On April 19, 2007, Gregory Cusimano, an attorney who had been a law partner of Judge Kimberley's until Judge Kimberley took office following the November 2006 election, filed his notice of appearance on behalf of Cash Express. On April 24, 2007, Judge Kimberley recused himself, although the Martins did not file a motion seeking his recusal and had not challenged Cusimano's appearance with a motion to disqualify him as counsel for Cash Express. The case was then assigned to Judge Millican.

On June 25, 2007, Cash Express filed a motion for a partial summary judgment; the trial court set the motion for a hearing on August 27, 2007. On July 9, 2007, the plaintiffs filed a motion for class certification. Cash Express filed for an extension of time to respond to the motion for class certification because depositions of the class representatives had not been completed. After initially denying the motion, the trial court, on reconsideration, canceled the scheduled hearing and scheduled instead a status conference for August 27, 2007. The trial court ordered all counsel to attend and to brief the court on the background of the case, the issues, and the positions of the parties.

Addressing the claims of each individual plaintiff, Cash Express on November 14, 2007, filed a motion to dismiss or, alternatively, for a summary judgment. As to the claims of Neva Martin, Cash Express quoted from the amended complaint filed August 17, 2006, which defined the putative class as:

“85. Plaintiffs aver that this action is maintainable as a class action, and therefor[e] bring this action and the foregoing counts, as a class action on behalf of a class of borrowers who obtained loans or extensions of credit or credit transactions in the forms hereinabove described from defendants in the six years next preceding the filing of the original Complaint to the later of 1). effective date of the Alabama Deferred Presentment Services Act; or 2). the date Cash Express became duly licensed under the Alabama Deferred Presentment Services Act (the ‘Class Period’). The issues of law and fact (concerning these types of financial transactions) to be determined in this Action are common to all the class members. Plaintiffs are members of the Class. Excluded from the Class are ... (c) any person or entity who was or is an officer, director, employee, or a shareholder....”
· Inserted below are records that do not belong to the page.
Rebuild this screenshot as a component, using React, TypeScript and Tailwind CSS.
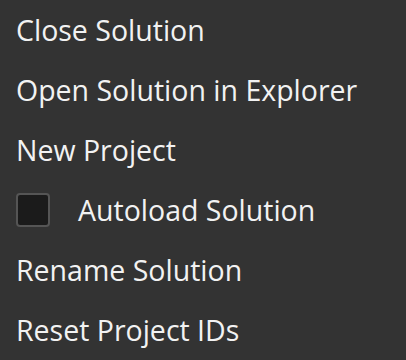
const items = [
  "Close Solution",
  "Open Solution in Explorer",
  "New Project",
  "autoload",
  "Rename Solution",
  "Reset Project IDs",
];

export default function App() {
  return (
    <div
      className="w-[406px] h-[360px] bg-[#333333] text-[#f2f2f2] overflow-hidden flex flex-col"
      style={{ fontFamily: '"Open Sans", "Noto Sans", sans-serif' }}
    >
      {items.map((label) =>
        label === "autoload" ? (
          <div key={label} className="h-[60px] flex items-center pl-4 gap-7">
            <span className="w-[34px] h-[34px] rounded-[4px] border-2 border-[#555555] bg-[#1b1b1b]" />
            <span className="text-[28.5px] leading-none">Autoload Solution</span>
          </div>
        ) : (
          <div key={label} className="h-[60px] flex items-center pl-4">
            <span className="text-[28.5px] leading-none">{label}</span>
          </div>
        )
      )}
    </div>
  );
}
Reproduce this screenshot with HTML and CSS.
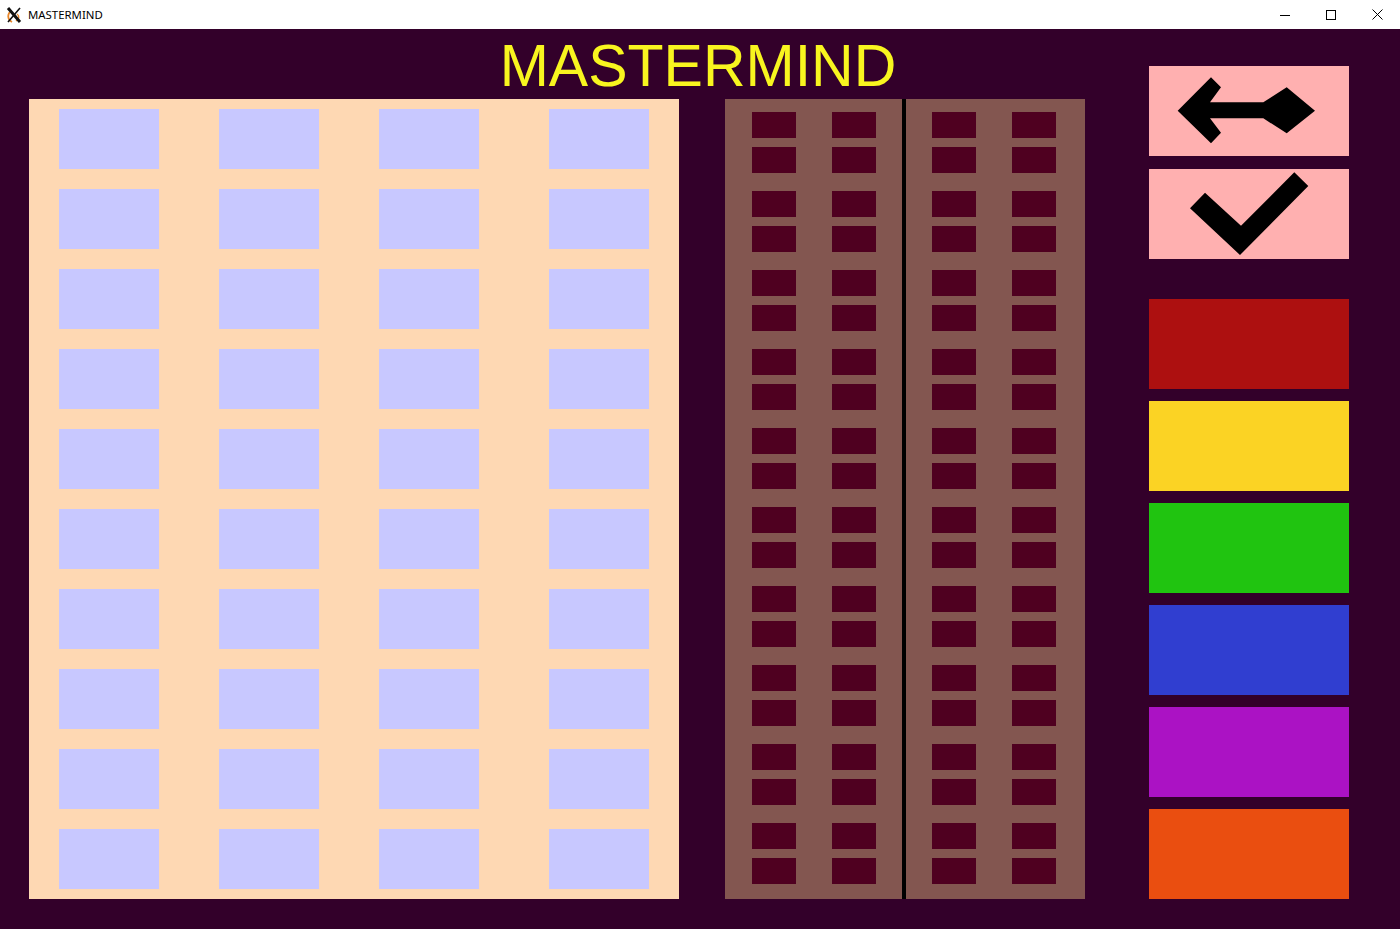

(Emphasis added.) Cash Express produced Neva Martin's deposition in which, Cash Express argues, she admitted that she had been an employee of Cash Express at the time she borrowed money from Cash Express. Cash Express argued that Neva Martin was not qualified to participate as a class member because the member qualifications are defined by the amended complaint.

As to Eric Martin, Cash Express argued:

Eric Martin was Neva Martin's spouse. According to Mrs. Martin, Eric Martin never filled out any application for any of the loans with Cash Express that were in his name. Neva Martin did that. Dep. Neva Martin, p. 57. The Martins had a joint checking account. Dep. Neva Martin, p. 84.

Eric Martin testified that he was not aware that his name was being signed to accounts at Cash Express. Dep. Eric Martin, pp. 11–12. He testified that he ‘would say that [he] didn't borrow the money.’ Dep. Eric Martin, p. 14. He also testified that he had never ‘gone in there and done business.’ Id. p. 23. Mr. Martin did not feel that Cash Express owed him any money. Id., p. 21. While he did testify that he thought that one signature on one check was his, Id. p. 16, his wife testified that Eric Martin never made one loan at Cash Express, and that the loan that was made in his name was made by her and for her. Dep. Neva Martin, p. 55. Eric Martin thought of the transactions that were made as being ‘for both of us.’ Dep. Eric Martin, p. 14.

“It is axiomatic that a class representative must be a member of the class he or she purports to represent. Ex parte Prudential Ins. Co. of America, 721 So.2d 1135, 1137 (Ala.1998). Because Eric Martin never did business with Cash Express by his own admission or at most was merely a conduit through which his wife, Neva Martin, an ex-employee of Cash Express, took out Cash Express loans, he is not a class member and must be dismissed from the action also.”

Cash Express also argued that the Martins are judicially estopped from bringing claims against Cash Express because, as discussed above, they did not list the action against Cash Express as a contingent asset in their bankruptcy proceeding.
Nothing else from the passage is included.